Experimental measurement and numerical validation of sloshing effects on resistance increase in head waves

Abstract Most sea trials of large merchant ships are carried out with the filling ballast water in cargo, and the trial environment may involve mild waves as well. It causes the ship to undergo a coupling effect between external wave excitation and internal sloshing motion, and an understanding of such coupling is important to analyze the components of the total resistance measured in sea trials. In this study, a blunt modified Wigley equipped with two inner tanks is selected to observe its hydrodynamic responses under head waves, using both experimental measurement and numerical computations. Ship is considered to have a forward motion at the Froude number of 0.2, and three filling conditions varying from low filling to high filling have been arranged for two inner tanks. For validation, numerical computation is performed based on the three-dimensional Rankine panel method with the linearized boundary value problems. Both seakeeping and internal sloshing flow are analyzed using the linear potential theory.

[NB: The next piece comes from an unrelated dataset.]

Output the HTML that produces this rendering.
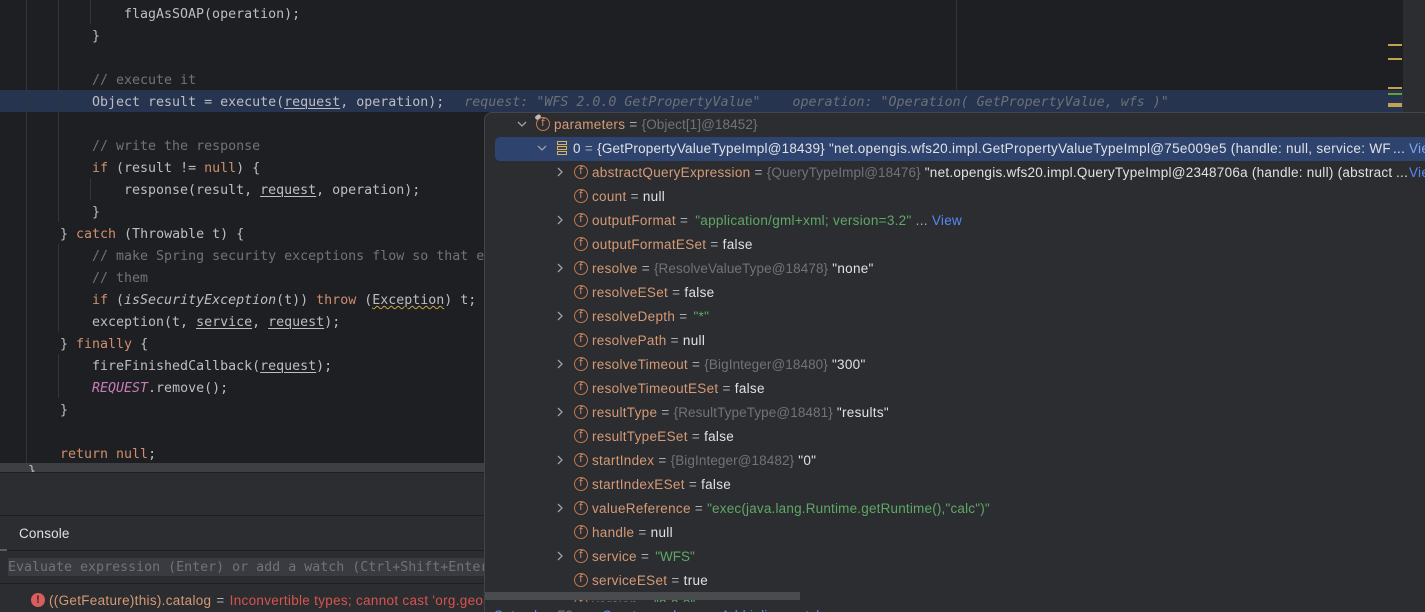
<!DOCTYPE html>
<html><head><meta charset="utf-8"><style>
html,body{margin:0;padding:0;width:1425px;height:612px;overflow:hidden;background:#1e1f22}
div,span{box-sizing:border-box}
.a{position:absolute}
#code{position:absolute;left:0;top:0;width:1403px;height:463px;overflow:hidden;background:#1e1f22;font:13.3px/22px "DejaVu Sans Mono",monospace;color:#bcbec4;white-space:pre}
.l{position:absolute;height:22px;white-space:pre;margin-top:2px}
.k{color:#cf8e6d}.c{color:#6f737a}.u{text-decoration:underline;text-decoration-color:#bcbec4;text-underline-offset:2px;text-decoration-thickness:1px}
.p{color:#c77dbb;font-style:italic}.i{font-style:italic}
.h{color:#6b7079;font-style:italic;margin-left:20px}
.w{text-decoration:underline wavy #c9a34e 1px}
#pop{position:absolute;left:484px;top:112px;width:941px;height:500px;background:#2b2d30;border-top:1px solid #43454a;border-left:1px solid #43454a;border-top-left-radius:8px;overflow:hidden;font:13.5px/24px "Liberation Sans",sans-serif;color:#dfe1e5;white-space:pre;letter-spacing:.3px}
.r{position:absolute;left:0;width:941px;height:24px}
.t{position:absolute;top:1px;left:107px}
.n{color:#d69a76}.g{color:#6f737a;letter-spacing:.1px}.s{color:#5fa866}.v{color:#dfe1e5}.e{color:#a9adb5}.b{color:#548af7}
.f{position:absolute;left:89px;top:5px;width:14px;height:14px;border:1.4px solid #c5784e;border-radius:50%;color:#d08a60;font:normal 10.5px/11px "DejaVu Sans",sans-serif;text-align:center;letter-spacing:0}
.ar{position:absolute;left:70px;top:7px}
</style></head><body>
<div id="code">
<div class="a" style="left:0;top:90px;width:1403px;height:22px;background:#27344f"></div>
<div class="a" style="left:26px;top:0;width:1px;height:463px;background:#313438"></div>
<div class="a" style="left:58px;top:0;width:1px;height:222px;background:#313438"></div>
<div class="a" style="left:58px;top:244px;width:1px;height:88px;background:#313438"></div>
<div class="a" style="left:58px;top:354px;width:1px;height:44px;background:#313438"></div>
<div class="a" style="left:90px;top:0;width:1px;height:24px;background:#313438"></div>
<div class="a" style="left:90px;top:178px;width:1px;height:22px;background:#313438"></div>
<div class="a" style="left:956px;top:0;width:1px;height:90px;background:#313438"></div>
<div class="l" style="left:124px;top:2px">flagAsSOAP(operation);</div>
<div class="l" style="left:92px;top:24px">}</div>
<div class="l c" style="left:92px;top:68px">// execute it</div>
<div class="l" style="left:92px;top:90px">Object result = execute(<span class="u">request</span>, operation);<span class="h">request: "WFS 2.0.0 GetPropertyValue"    operation: "Operation( GetPropertyValue, wfs )"</span></div>
<div class="l c" style="left:92px;top:134px">// write the response</div>
<div class="l" style="left:92px;top:156px"><span class="k">if</span> (result != <span class="k">null</span>) {</div>
<div class="l" style="left:124px;top:178px">response(result, <span class="u">request</span>, operation);</div>
<div class="l" style="left:92px;top:200px">}</div>
<div class="l" style="left:60px;top:222px">} <span class="k">catch</span> (Throwable t) {</div>
<div class="l c" style="left:92px;top:244px">// make Spring security exceptions flow so that e</div>
<div class="l c" style="left:92px;top:266px">// them</div>
<div class="l" style="left:92px;top:288px"><span class="k">if</span> (<span class="i">isSecurityException</span>(t)) <span class="k">throw</span> (<span class="w">Exception</span>) t;</div>
<div class="l" style="left:92px;top:310px">exception(t, <span class="u">service</span>, <span class="u">request</span>);</div>
<div class="l" style="left:60px;top:332px">} <span class="k">finally</span> {</div>
<div class="l" style="left:92px;top:354px">fireFinishedCallback(<span class="u">request</span>);</div>
<div class="l" style="left:92px;top:376px"><span class="p">REQUEST</span>.remove();</div>
<div class="l" style="left:60px;top:398px">}</div>
<div class="l k" style="left:60px;top:442px">return null<span style="color:#bcbec4">;</span></div>
<div class="a" style="left:1388px;top:44px;width:14px;height:2px;background:#c4a052"></div>
<div class="a" style="left:1388px;top:58px;width:14px;height:2px;background:#c4a052"></div>
<div class="a" style="left:1388px;top:87px;width:14px;height:2px;background:#c4a052"></div>
<div class="a" style="left:1388px;top:93px;width:14px;height:2px;background:#6f9e2e"></div>
<div class="a" style="left:1388px;top:103px;width:14px;height:4px;background:#c4a052"></div>
</div>
<div class="a" style="left:1403px;top:0;width:22px;height:112px;background:#2b2d30"></div>
<div class="a" style="left:0;top:463px;width:484px;height:149px;background:#2b2d30"></div>
<div class="a" style="left:0;top:463px;width:484px;height:9px;background:#3e3f42"></div>
<div class="a" style="left:28px;top:465px;width:8px;height:7px;overflow:hidden;color:#bcbec4;font:13.3px/14px 'DejaVu Sans Mono',monospace">}</div>
<div class="a" style="left:0;top:472px;width:484px;height:1px;background:#1e1f22"></div>
<div class="a" style="left:0;top:515px;width:484px;height:1px;background:#1e1f22"></div>
<div class="a" style="left:19px;top:525px;font:13.5px/18px 'Liberation Sans',sans-serif;letter-spacing:.15px;color:#dfe1e5">Console</div>
<div class="a" style="left:0;top:550px;width:484px;height:1px;background:#1e1f22"></div>
<div class="a" style="left:0;top:549px;width:7px;height:2px;background:#5a5d63"></div>
<div class="a" style="left:8px;top:558px;width:476px;height:18px;background:#393b40;font:13.3px/19px 'DejaVu Sans Mono',monospace;color:#6f737a;white-space:pre;overflow:hidden">Evaluate expression (Enter) or add a watch (Ctrl+Shift+Enter)</div>
<div class="a" style="left:0;top:583px;width:484px;height:1px;background:#1e1f22"></div>
<div class="a" style="left:31px;top:593px;width:14px;height:14px;border-radius:50%;background:#db5c5c;color:#2b2d30;font:bold 11px/14px 'Liberation Sans',sans-serif;text-align:center">!</div>
<div class="a" style="left:49px;top:592px;width:435px;height:18px;overflow:hidden;font:13.5px/18px 'Liberation Sans',sans-serif;letter-spacing:.3px;white-space:pre;color:#d69a76">((GetFeature)this).catalog <span class="e" style="margin:0 1px">=</span> <span style="color:#d9534f">Inconvertible types; cannot cast 'org.geoserver</span></div>

<div id="pop">
<div class="r" style="left:10px;top:24px;width:931px;background:#2e436e;border-radius:5px 0 0 5px"></div>

<div class="r" style="top:-1px"><svg class="ar" style="left:32px" width="10" height="10"><path d="M1 3l4 4 4-4" fill="none" stroke="#9da0a8" stroke-width="1.3"/></svg><div class="f" style="left:51px">f</div><div class="a" style="left:50px;top:3px;width:6px;height:4px;background:#bbb;border-radius:2px;transform:rotate(-35deg)"></div><span class="t" style="left:69px"><span class="n">parameters</span> <span class="e">=</span> <span class="g">{Object[1]@18452}</span></span></div>

<div class="r" style="top:23px"><svg class="ar" style="left:52px" width="10" height="10"><path d="M1 3l4 4 4-4" fill="none" stroke="#9da0a8" stroke-width="1.3"/></svg>
<div class="a" style="left:72px;top:5px;width:10px;height:4px;border:1px solid #e0b34f"></div><div class="a" style="left:72px;top:10px;width:10px;height:4px;border:1px solid #e0b34f"></div><div class="a" style="left:72px;top:15px;width:10px;height:4px;border:1px solid #e0b34f"></div>
<span class="t" style="left:88px"><span class="v">0</span> <span class="e">=</span> <span class="v" style="letter-spacing:.2px">{GetPropertyValueTypeImpl@18439}</span> <span class="v">"net.opengis.wfs20.impl.GetPropertyValueTypeImpl@75e009e5 (handle: null, service: WF</span></span><span class="t" style="left:908px;color:#dfe1e5">...</span><span class="t b" style="left:924px;color:#7ea6f5">View</span></div>

<div class="r" style="top:47px"><svg class="ar" width="10" height="10"><path d="M3 1l4 4-4 4" fill="none" stroke="#9da0a8" stroke-width="1.3"/></svg><div class="f">f</div><span class="t"><span class="n">abstractQueryExpression</span> <span class="e">=</span> <span class="g">{QueryTypeImpl@18476}</span> <span class="v" style="letter-spacing:.26px">"net.opengis.wfs20.impl.QueryTypeImpl@2348706a (handle: null) (abstract</span></span><span class="t" style="left:911px">...</span><span class="t b" style="left:924px">View</span></div>
<div class="r" style="top:71px"><div class="f">f</div><span class="t"><span class="n">count</span> <span class="e">=</span> <span class="v">null</span></span></div>
<div class="r" style="top:95px"><svg class="ar" width="10" height="10"><path d="M3 1l4 4-4 4" fill="none" stroke="#9da0a8" stroke-width="1.3"/></svg><div class="f">f</div><span class="t"><span class="n">outputFormat</span> <span class="e">=</span> <span class="s" style="margin-left:3px">"application/gml+xml; version=3.2"</span> <span class="e">...</span> <span class="b">View</span></span></div>
<div class="r" style="top:119px"><div class="f">f</div><span class="t"><span class="n">outputFormatESet</span> <span class="e">=</span> <span class="v">false</span></span></div>
<div class="r" style="top:143px"><svg class="ar" width="10" height="10"><path d="M3 1l4 4-4 4" fill="none" stroke="#9da0a8" stroke-width="1.3"/></svg><div class="f">f</div><span class="t"><span class="n">resolve</span> <span class="e">=</span> <span class="g">{ResolveValueType@18478}</span> <span class="v">"none"</span></span></div>
<div class="r" style="top:167px"><div class="f">f</div><span class="t"><span class="n">resolveESet</span> <span class="e">=</span> <span class="v">false</span></span></div>
<div class="r" style="top:191px"><svg class="ar" width="10" height="10"><path d="M3 1l4 4-4 4" fill="none" stroke="#9da0a8" stroke-width="1.3"/></svg><div class="f">f</div><span class="t"><span class="n">resolveDepth</span> <span class="e">=</span> <span class="s" style="margin-left:2px">"*"</span></span></div>
<div class="r" style="top:215px"><div class="f">f</div><span class="t"><span class="n">resolvePath</span> <span class="e">=</span> <span class="v">null</span></span></div>
<div class="r" style="top:239px"><svg class="ar" width="10" height="10"><path d="M3 1l4 4-4 4" fill="none" stroke="#9da0a8" stroke-width="1.3"/></svg><div class="f">f</div><span class="t"><span class="n">resolveTimeout</span> <span class="e">=</span> <span class="g">{BigInteger@18480}</span> <span class="v">"300"</span></span></div>
<div class="r" style="top:263px"><div class="f">f</div><span class="t"><span class="n">resolveTimeoutESet</span> <span class="e">=</span> <span class="v">false</span></span></div>
<div class="r" style="top:287px"><svg class="ar" width="10" height="10"><path d="M3 1l4 4-4 4" fill="none" stroke="#9da0a8" stroke-width="1.3"/></svg><div class="f">f</div><span class="t"><span class="n">resultType</span> <span class="e">=</span> <span class="g">{ResultTypeType@18481}</span> <span class="v">"results"</span></span></div>
<div class="r" style="top:311px"><div class="f">f</div><span class="t"><span class="n">resultTypeESet</span> <span class="e">=</span> <span class="v">false</span></span></div>
<div class="r" style="top:335px"><svg class="ar" width="10" height="10"><path d="M3 1l4 4-4 4" fill="none" stroke="#9da0a8" stroke-width="1.3"/></svg><div class="f">f</div><span class="t"><span class="n">startIndex</span> <span class="e">=</span> <span class="g">{BigInteger@18482}</span> <span class="v">"0"</span></span></div>
<div class="r" style="top:359px"><div class="f">f</div><span class="t"><span class="n">startIndexESet</span> <span class="e">=</span> <span class="v">false</span></span></div>
<div class="r" style="top:383px"><svg class="ar" width="10" height="10"><path d="M3 1l4 4-4 4" fill="none" stroke="#9da0a8" stroke-width="1.3"/></svg><div class="f">f</div><span class="t"><span class="n">valueReference</span> <span class="e">=</span> <span class="s" style="letter-spacing:.19px">"exec(java.lang.Runtime.getRuntime(),"calc")"</span></span></div>
<div class="r" style="top:407px"><div class="f">f</div><span class="t"><span class="n">handle</span> <span class="e">=</span> <span class="v">null</span></span></div>
<div class="r" style="top:431px"><svg class="ar" width="10" height="10"><path d="M3 1l4 4-4 4" fill="none" stroke="#9da0a8" stroke-width="1.3"/></svg><div class="f">f</div><span class="t"><span class="n">service</span> <span class="e">=</span> <span class="s" style="margin-left:2px;letter-spacing:0">"WFS"</span></span></div>
<div class="r" style="top:455px"><div class="f">f</div><span class="t"><span class="n">serviceESet</span> <span class="e">=</span> <span class="v">true</span></span></div>
<div class="r" style="top:479px"><div class="f">f</div><span class="t"><span class="n">version</span> <span class="e">=</span> <span class="s">"2.0.0"</span></span></div>
<div class="a" style="left:0;top:489px;width:941px;height:20px;background:#2b2d30"></div>
<div class="a" style="left:0;top:479px;width:315px;height:8px;background:#4a4b4e"></div>
<div class="a" style="left:9px;top:491px;line-height:24px"><span class="b">Set value</span> <span class="g">F2</span></div>
<div class="a b" style="left:117px;top:491px">Create renderer</div>
<div class="a b" style="left:236px;top:491px">Add inline watch</div>
</div>
</body></html>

The validation presents a sufficient agreement between experimental measurement and numerical results with or without the sloshing effect, and both two methods have shown that the sloshing coupling effect is generally insignificant for present ship model. However, when the wave encounter frequency becomes very close to the tank natural frequency, the medium filling tanks generate a strong coupling effect which can restrain ship motion responses as well as added resistance.